Based on Blizzard Entertainment's Warcraft franchise, which incorporates a real-time strategy series and a hugely successful online roleplaying game, the film (ominously subtitled 'The Beginning') introduces us to the troubled world of Azeroth, where fantasy creatures of all stripes mingle in a hard-won peace. Meanwhile, on a dying planet, a race of tusked, green and muscular orcs makes a desperate plan for survival. Constructing a dark magic portal, they transport a war party to Azeroth. Their mission is to take control of this world, construct another portal and bring their entire race over for general death and destruction.

Caught up all this drama are perpetua-smirking human warrior Anduin (Travis Fimmel), Orc Chieftain-with-a-conscience Durotan (Toby Kebbell), half-Orc sex warrior Garona (Paula Patton), wizard Medivh (Ben Foster) and evil Orc mage Gul'dan (Daniel Wu). Bringing up the rear are countless more characters with silly names and sillier outfits, most of whom end up fodder for the film's climactic fights.

So, Warcraft the movie is pretty crap. I'm sorry but there it is. My main problem (above the cliched script and flat performances) is that Azeroth is both dull and incredibly kitsch. No doubt that's heresy to those who've happily immersed themselves for thousands of hours in its virtual towns, forests and dungeons, but creating your own avatar, making friends setting out to explore together is a very different prospect to settling down and passively observing the place.

It's basically 'yer average sub-Tolkien ripoff: a melange of elves, wizards and dwarves and stock fantasy creatures. Aesthetically it's an off-putting combo of primary coloured neon and tacky Donald Trumpian armour; all gleaming gold filigree and gigantic shoulder pauldrons. The result is an off-puttingly plastic universe, one that's largely clean, ordered and artificial. The inevitable comparison is to Peter Jackson's Lord of the Rings trilogy - where (for just one example) if you saw a guy in a suit of armour you could generally understand it as a practical thing a person might conceive, design and wear. In Warcraft the armour looks like it popped out of a chest as a reward for defeating a particularly difficult boss. Which I suppose makes sense.

"So what?" you might think. Well, subtle things like having practical and aesthetic grounding (or even just a bit of dirt on them) makes the big fantastical elements much easier to swallow. In Warcraft it's all neon-glowy-magic, fantastic beasts and portals across time from the get-go, but without the grounding it is impossible to take it seriously, particular when the film insists on being so crushingly po-faced.

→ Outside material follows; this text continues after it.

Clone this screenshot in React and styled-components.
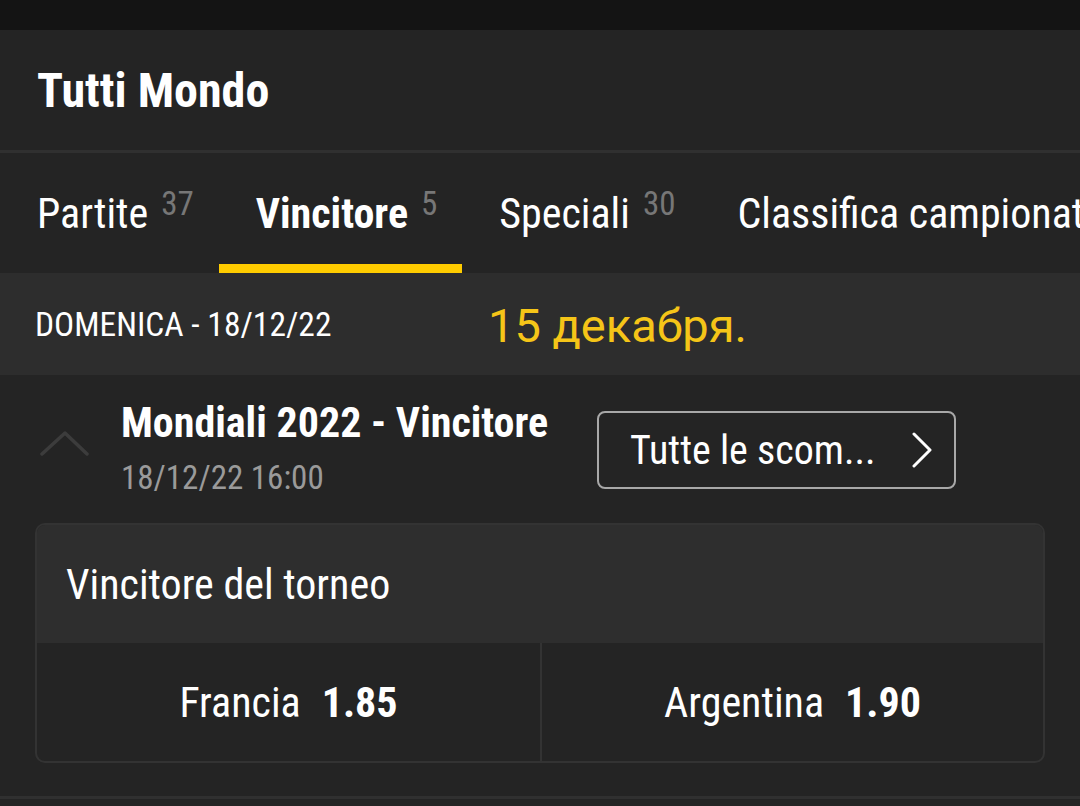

On top of this is the (no doubt commercially minded) decision to cast young. Warcraft is a film really crying out for a stagey English actor with gravitas to sell us on stuff like 'fell magic' or whatever. Instead you get a cast that looks more like as if they're to ComicCon than off to war. So. the feared 'Guardian' wizard looks like he could play bass in a college band, a warrior in his early 30s mourns the death of his 23 year old son and the King of all the land looks maybe 35. 

But these all pale into comparison next to the disaster that's Paula Patton's Garona. Painted green like some Captain Kirk conquest, she's saddled with joke-shop quality fangs and a cringeworthy and uncomfortable looking 'battle bikini'. Maybe, maybe a top-tier actor could have powered through that stuff, but Paula Patton (who has my deepest sympathy) isn't that. She's got kind of character design decision where you wish someone on set had whispered "Dunc.. this really isn't working..." in the director's ear.

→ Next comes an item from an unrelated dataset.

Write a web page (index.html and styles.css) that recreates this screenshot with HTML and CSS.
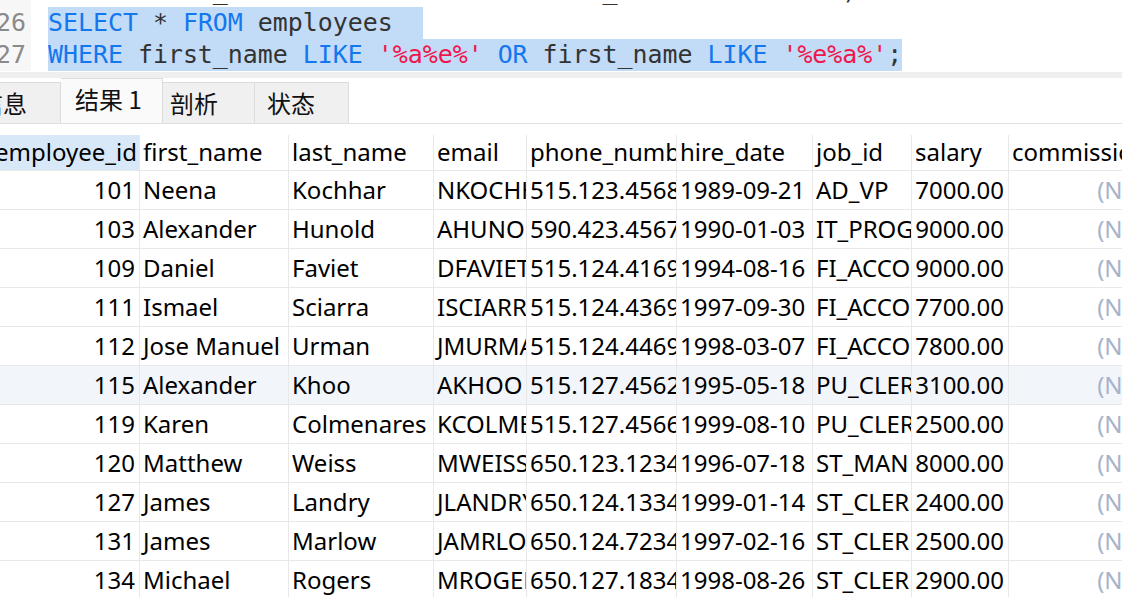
FILE: index.html
```html
<!DOCTYPE html>
<html lang="zh">
<head>
<meta charset="utf-8">
<title>查询结果</title>
<link rel="stylesheet" href="styles.css">
</head>
<body>
<div class="editor">
  <div class="code">
    <div class="line"><span class="ln">25</span><span class="src">   <span class="kw">AND</span> last_name &lt;&gt; <span class="str">'Hal'</span> <span class="kw">AND</span> created_at <span class="kw">IS NOT NULL</span> )</span></div>
    <div class="line"><span class="ln">26</span><span class="src sel"><span class="kw">SELECT</span> * <span class="kw">FROM</span> employees  </span></div>
    <div class="line"><span class="ln">27</span><span class="src sel"><span class="kw">WHERE</span> first_name <span class="kw">LIKE</span> <span class="str">'%a%e%'</span> <span class="kw">OR</span> first_name <span class="kw">LIKE</span> <span class="str">'%e%a%'</span>;</span></div>
  </div>
</div>
<div class="band"></div>
<div class="tabs">
  <div class="tab tab-first">信息</div>
  <div class="tab tab-active">结果 1</div>
  <div class="tab tab-profile">剖析</div>
  <div class="tab tab-status">状态</div>
</div>
<div class="grid-wrap">
  <div class="grid">
    <div class="row head">
      <div class="cell sel-head">employee_id</div>
      <div class="cell">first_name</div>
      <div class="cell">last_name</div>
      <div class="cell">email</div>
      <div class="cell">phone_number</div>
      <div class="cell">hire_date</div>
      <div class="cell">job_id</div>
      <div class="cell">salary</div>
      <div class="cell">commission_pct</div>
    </div>
    <div class="row"><div class="cell num">101</div><div class="cell">Neena</div><div class="cell">Kochhar</div><div class="cell">NKOCHHAR</div><div class="cell">515.123.4568</div><div class="cell">1989-09-21</div><div class="cell">AD_VP</div><div class="cell num">17000.00</div><div class="cell num null">(Null)</div></div>
    <div class="row"><div class="cell num">103</div><div class="cell">Alexander</div><div class="cell">Hunold</div><div class="cell">AHUNOLD</div><div class="cell">590.423.4567</div><div class="cell">1990-01-03</div><div class="cell">IT_PROG</div><div class="cell num">9000.00</div><div class="cell num null">(Null)</div></div>
    <div class="row"><div class="cell num">109</div><div class="cell">Daniel</div><div class="cell">Faviet</div><div class="cell">DFAVIET</div><div class="cell">515.124.4169</div><div class="cell">1994-08-16</div><div class="cell">FI_ACCOUNT</div><div class="cell num">9000.00</div><div class="cell num null">(Null)</div></div>
    <div class="row"><div class="cell num">111</div><div class="cell">Ismael</div><div class="cell">Sciarra</div><div class="cell">ISCIARRA</div><div class="cell">515.124.4369</div><div class="cell">1997-09-30</div><div class="cell">FI_ACCOUNT</div><div class="cell num">7700.00</div><div class="cell num null">(Null)</div></div>
    <div class="row"><div class="cell num">112</div><div class="cell">Jose Manuel</div><div class="cell">Urman</div><div class="cell">JMURMAN</div><div class="cell">515.124.4469</div><div class="cell">1998-03-07</div><div class="cell">FI_ACCOUNT</div><div class="cell num">7800.00</div><div class="cell num null">(Null)</div></div>
    <div class="row hl"><div class="cell num">115</div><div class="cell">Alexander</div><div class="cell">Khoo</div><div class="cell">AKHOO</div><div class="cell">515.127.4562</div><div class="cell">1995-05-18</div><div class="cell">PU_CLERK</div><div class="cell num">3100.00</div><div class="cell num null">(Null)</div></div>
    <div class="row"><div class="cell num">119</div><div class="cell">Karen</div><div class="cell">Colmenares</div><div class="cell">KCOLMENA</div><div class="cell">515.127.4566</div><div class="cell">1999-08-10</div><div class="cell">PU_CLERK</div><div class="cell num">2500.00</div><div class="cell num null">(Null)</div></div>
    <div class="row"><div class="cell num">120</div><div class="cell">Matthew</div><div class="cell">Weiss</div><div class="cell">MWEISS</div><div class="cell">650.123.1234</div><div class="cell">1996-07-18</div><div class="cell">ST_MAN</div><div class="cell num">8000.00</div><div class="cell num null">(Null)</div></div>
    <div class="row"><div class="cell num">127</div><div class="cell">James</div><div class="cell">Landry</div><div class="cell">JLANDRY</div><div class="cell">650.124.1334</div><div class="cell">1999-01-14</div><div class="cell">ST_CLERK</div><div class="cell num">2400.00</div><div class="cell num null">(Null)</div></div>
    <div class="row"><div class="cell num">131</div><div class="cell">James</div><div class="cell">Marlow</div><div class="cell">JAMRLOW</div><div class="cell">650.124.7234</div><div class="cell">1997-02-16</div><div class="cell">ST_CLERK</div><div class="cell num">2500.00</div><div class="cell num null">(Null)</div></div>
    <div class="row"><div class="cell num">134</div><div class="cell">Michael</div><div class="cell">Rogers</div><div class="cell">MROGERS</div><div class="cell">650.127.1834</div><div class="cell">1998-08-26</div><div class="cell">ST_CLERK</div><div class="cell num">2900.00</div><div class="cell num null">(Null)</div></div>
  </div>
</div>
</body>
</html>
```

FILE: styles.css
```css
* { box-sizing: border-box; }
html, body {
  margin: 0;
  padding: 0;
  width: 1122px;
  height: 597px;
  overflow: hidden;
  background: #ffffff;
}
body {
  font-family: "Noto Sans", "Noto Sans CJK SC", sans-serif;
  color: #000;
}

/* ---------- SQL editor ---------- */
.editor {
  height: 72px;
  overflow: hidden;
  background: #fff;
}
.code {
  margin-top: -25px;
  font-family: "DejaVu Sans Mono", monospace;
  font-size: 24.9px;
  line-height: 32px;
  color: #333;
}
.line {
  display: flex;
  height: 32px;
}
.ln {
  flex: 0 0 31px;
  width: 31px;
  padding-right: 5px;
  text-align: right;
  background: #f7f7f7;
  color: #8a8a8a;
  overflow: hidden;
  white-space: nowrap;
  direction: rtl;
}
.src {
  display: inline-block;
  height: 32px;
  margin-left: 17px;
  white-space: pre;
}
.src.sel { background: #c2dbf6; }
.kw { color: #1477ee; }
.str { color: #f0164c; }

/* ---------- band + tabs ---------- */
.band {
  height: 6px;
  background: #efefef;
}
.tabs {
  display: flex;
  align-items: flex-end;
  height: 46px;
  border-bottom: 1px solid #e0e0e0;
  overflow: hidden;
  font-family: "Noto Sans CJK SC", "Noto Sans", sans-serif;
  font-size: 24px;
  color: #111;
}
.tab {
  flex: 0 0 auto;
  height: 41px;
  display: flex;
  align-items: center;
  background: #f0f0f0;
  border-top: 1px solid #dcdcdc;
  border-right: 1px solid #dcdcdc;
  white-space: nowrap;
  padding-bottom: 2px;
}
.tab-first {
  width: 91px;
  margin-left: -30px;
  padding-left: 9px;
}
.tab-active {
  width: 102px;
  height: 45px;
  background: #fafafa;
  padding-left: 14px;
  padding-bottom: 6px;
}
.tab-profile {
  width: 92px;
  padding-left: 7px;
}
.tab-status {
  width: 94px;
  padding-left: 12px;
}

/* ---------- result grid ---------- */
.grid-wrap {
  margin-top: 11px;
  overflow: hidden;
  width: 1122px;
}
.grid {
  margin-left: -8px;
  width: 1200px;
  font-size: 24px;
}
.row {
  display: grid;
  grid-template-columns: 148px 149px 145px 93px 150px 136px 99px 97px 153px;
  height: 39px;
  border-bottom: 1px solid #e8e8e8;
}
.row.head {
  height: 36px;
}
.row.hl { background: #f2f6fb; }
.cell {
  display: flex;
  align-items: center;
  border-right: 1px solid #e8e8e8;
  padding: 0 3px 2px 3px;
  overflow: hidden;
  white-space: nowrap;
}
.cell.num {
  justify-content: flex-end;
  padding-right: 4px;
}
.cell.sel-head { background: #d8e8f8; }
.cell.null { color: #a6b3c9; }
```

Of course, there is one element that isn't fresh-faced: the orcs. They are a triumph of technology and animation and, for 8 foot tall green warriormen, believable. They're the film's one unambiguously great thing, even if just to marvel at how far CGI has come. Things fall apart a bit when they have to interact with humans, but so long as it's just them on the screen you can at least appreciate top quality animation.

It's depressing to see Duncan Jones, a genuinely promising director come a cropper so badly. Moon and Source Code had a singular visual style, melding faintly Kubrickian geometry with icky body horror elements. There's none of that here; the direction is largely anonymous, aping the more generic elements of Peter Jackson, Ridley Scott and those who've dabbled in big budget fantasy.

I suspect part of the problem is that Jones is a self-professed fan of Warcraft. With a property like this you need a fresh pair of eyes - someone who will mercilessly slice away the flabby, ridiculous and fanservice-y stuff.

Warcraft is not an entertaining experience. It's a boring, ugly and deeply naff film that has flop written all over it. I hope Jones can bounce back from this.

Warcraft is on general release May 30th.